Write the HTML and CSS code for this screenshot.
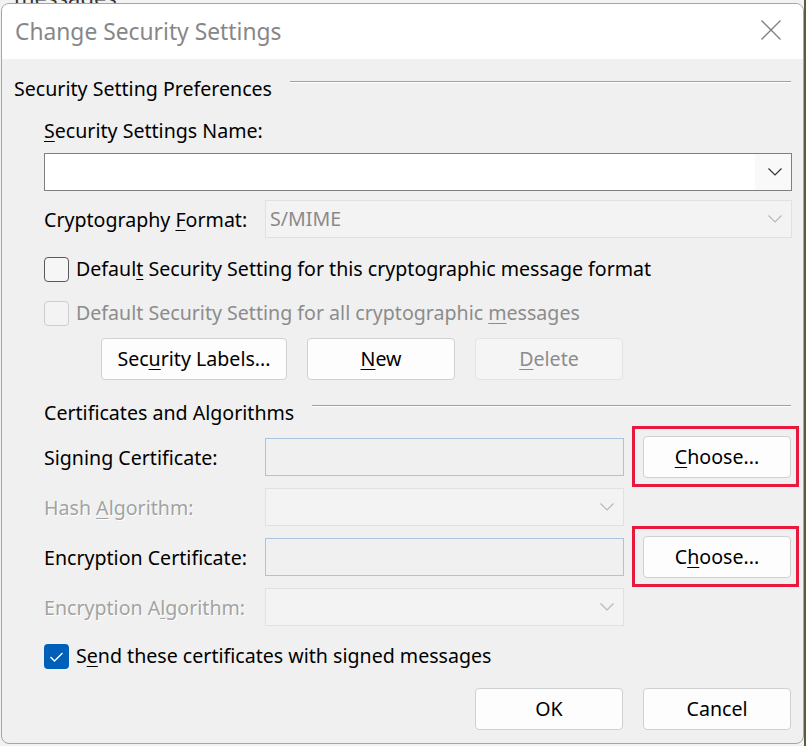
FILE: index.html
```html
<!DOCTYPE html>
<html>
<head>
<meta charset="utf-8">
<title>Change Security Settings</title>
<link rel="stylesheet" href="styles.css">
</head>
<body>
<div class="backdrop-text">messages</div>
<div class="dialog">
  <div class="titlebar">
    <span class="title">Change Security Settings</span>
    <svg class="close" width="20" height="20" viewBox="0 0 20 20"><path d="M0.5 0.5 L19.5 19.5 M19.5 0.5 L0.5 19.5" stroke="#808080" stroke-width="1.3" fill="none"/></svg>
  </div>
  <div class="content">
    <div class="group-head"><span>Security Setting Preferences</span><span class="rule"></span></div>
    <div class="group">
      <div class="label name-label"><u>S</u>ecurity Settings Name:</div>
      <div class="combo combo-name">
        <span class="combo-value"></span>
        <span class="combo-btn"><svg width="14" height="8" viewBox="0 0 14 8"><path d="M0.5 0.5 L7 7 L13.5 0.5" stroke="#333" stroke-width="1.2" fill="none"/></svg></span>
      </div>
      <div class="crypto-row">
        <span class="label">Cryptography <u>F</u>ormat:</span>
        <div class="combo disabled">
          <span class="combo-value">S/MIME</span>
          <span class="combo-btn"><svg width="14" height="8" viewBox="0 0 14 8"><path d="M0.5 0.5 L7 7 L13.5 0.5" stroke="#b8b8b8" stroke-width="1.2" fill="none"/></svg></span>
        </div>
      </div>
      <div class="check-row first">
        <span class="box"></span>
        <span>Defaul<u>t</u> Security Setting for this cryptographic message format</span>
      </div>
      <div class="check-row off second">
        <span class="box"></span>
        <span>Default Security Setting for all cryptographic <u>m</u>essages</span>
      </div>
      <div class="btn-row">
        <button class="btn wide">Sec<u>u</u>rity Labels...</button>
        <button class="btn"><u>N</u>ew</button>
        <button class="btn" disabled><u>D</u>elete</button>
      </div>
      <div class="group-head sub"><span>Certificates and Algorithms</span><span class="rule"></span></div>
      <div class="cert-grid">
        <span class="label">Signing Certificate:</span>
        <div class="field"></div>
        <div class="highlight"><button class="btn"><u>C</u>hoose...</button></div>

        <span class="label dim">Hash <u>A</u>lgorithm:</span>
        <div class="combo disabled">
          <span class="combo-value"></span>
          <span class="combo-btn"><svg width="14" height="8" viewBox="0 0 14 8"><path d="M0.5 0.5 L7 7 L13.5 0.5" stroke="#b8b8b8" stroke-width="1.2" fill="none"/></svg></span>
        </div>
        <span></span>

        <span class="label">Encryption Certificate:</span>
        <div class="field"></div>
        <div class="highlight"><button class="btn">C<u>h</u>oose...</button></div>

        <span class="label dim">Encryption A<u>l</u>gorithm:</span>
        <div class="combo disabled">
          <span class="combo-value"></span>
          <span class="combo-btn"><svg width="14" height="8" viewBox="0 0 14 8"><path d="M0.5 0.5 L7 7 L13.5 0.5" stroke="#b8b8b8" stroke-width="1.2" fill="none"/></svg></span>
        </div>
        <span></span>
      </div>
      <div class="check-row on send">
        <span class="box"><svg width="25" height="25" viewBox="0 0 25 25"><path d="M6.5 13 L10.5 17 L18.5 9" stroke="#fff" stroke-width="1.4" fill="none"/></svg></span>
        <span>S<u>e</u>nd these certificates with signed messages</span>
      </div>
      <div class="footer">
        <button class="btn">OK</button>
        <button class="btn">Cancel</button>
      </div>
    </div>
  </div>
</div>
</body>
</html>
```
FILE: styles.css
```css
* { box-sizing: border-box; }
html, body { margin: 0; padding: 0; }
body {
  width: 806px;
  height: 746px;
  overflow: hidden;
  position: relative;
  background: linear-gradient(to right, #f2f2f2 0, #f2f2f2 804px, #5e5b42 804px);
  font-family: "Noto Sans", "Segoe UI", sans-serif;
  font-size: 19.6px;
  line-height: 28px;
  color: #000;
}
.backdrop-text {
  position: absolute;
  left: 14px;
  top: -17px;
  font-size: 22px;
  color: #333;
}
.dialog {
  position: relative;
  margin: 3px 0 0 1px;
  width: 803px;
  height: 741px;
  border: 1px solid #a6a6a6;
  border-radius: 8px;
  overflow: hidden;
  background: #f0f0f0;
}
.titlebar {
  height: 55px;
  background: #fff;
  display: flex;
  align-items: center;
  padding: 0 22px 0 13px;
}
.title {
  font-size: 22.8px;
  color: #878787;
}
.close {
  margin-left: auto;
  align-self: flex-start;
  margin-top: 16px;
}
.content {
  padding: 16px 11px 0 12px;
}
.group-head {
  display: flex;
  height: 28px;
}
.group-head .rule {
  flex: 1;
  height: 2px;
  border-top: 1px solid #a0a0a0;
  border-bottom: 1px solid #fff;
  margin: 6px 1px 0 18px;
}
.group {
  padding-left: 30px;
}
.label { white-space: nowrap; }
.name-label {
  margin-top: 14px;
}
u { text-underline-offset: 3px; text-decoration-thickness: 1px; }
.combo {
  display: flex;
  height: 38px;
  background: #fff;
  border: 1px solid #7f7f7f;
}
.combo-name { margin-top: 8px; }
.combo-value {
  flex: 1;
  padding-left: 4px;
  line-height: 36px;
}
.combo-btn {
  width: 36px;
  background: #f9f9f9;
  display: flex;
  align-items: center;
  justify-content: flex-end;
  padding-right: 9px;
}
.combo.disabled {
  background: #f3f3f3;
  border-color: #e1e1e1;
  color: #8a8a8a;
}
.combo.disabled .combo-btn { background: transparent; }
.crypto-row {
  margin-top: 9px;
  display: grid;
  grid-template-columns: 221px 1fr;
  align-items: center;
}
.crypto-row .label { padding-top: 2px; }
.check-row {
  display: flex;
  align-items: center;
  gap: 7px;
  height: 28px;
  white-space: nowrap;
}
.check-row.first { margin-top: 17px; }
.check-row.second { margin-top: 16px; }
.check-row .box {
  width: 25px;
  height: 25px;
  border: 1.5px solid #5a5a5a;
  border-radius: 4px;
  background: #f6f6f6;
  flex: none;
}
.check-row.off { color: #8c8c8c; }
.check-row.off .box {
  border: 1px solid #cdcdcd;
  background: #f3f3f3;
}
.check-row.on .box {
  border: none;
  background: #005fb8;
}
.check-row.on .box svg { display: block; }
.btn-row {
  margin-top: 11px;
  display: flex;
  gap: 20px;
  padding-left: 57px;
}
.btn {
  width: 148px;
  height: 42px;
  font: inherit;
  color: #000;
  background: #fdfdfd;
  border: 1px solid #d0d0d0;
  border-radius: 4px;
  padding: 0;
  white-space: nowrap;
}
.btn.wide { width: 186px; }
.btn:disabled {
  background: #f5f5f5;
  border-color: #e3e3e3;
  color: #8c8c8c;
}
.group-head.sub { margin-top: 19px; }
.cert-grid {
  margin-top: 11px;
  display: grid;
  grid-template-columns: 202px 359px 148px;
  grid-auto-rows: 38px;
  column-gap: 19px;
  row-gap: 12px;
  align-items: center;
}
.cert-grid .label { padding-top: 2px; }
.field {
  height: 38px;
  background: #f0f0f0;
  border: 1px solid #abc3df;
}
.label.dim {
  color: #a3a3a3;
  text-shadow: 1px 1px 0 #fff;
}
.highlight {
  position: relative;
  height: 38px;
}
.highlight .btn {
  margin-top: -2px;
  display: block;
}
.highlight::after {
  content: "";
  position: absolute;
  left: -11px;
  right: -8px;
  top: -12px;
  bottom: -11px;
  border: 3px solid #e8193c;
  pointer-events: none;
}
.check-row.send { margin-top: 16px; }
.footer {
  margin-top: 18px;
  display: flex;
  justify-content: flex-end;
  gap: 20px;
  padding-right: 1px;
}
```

··········

WORK INSTRUCTIONS
Tally how many lines of the data include the word "this". Write the number and nothing else.

RESPONSE TO THE EXERCISE
2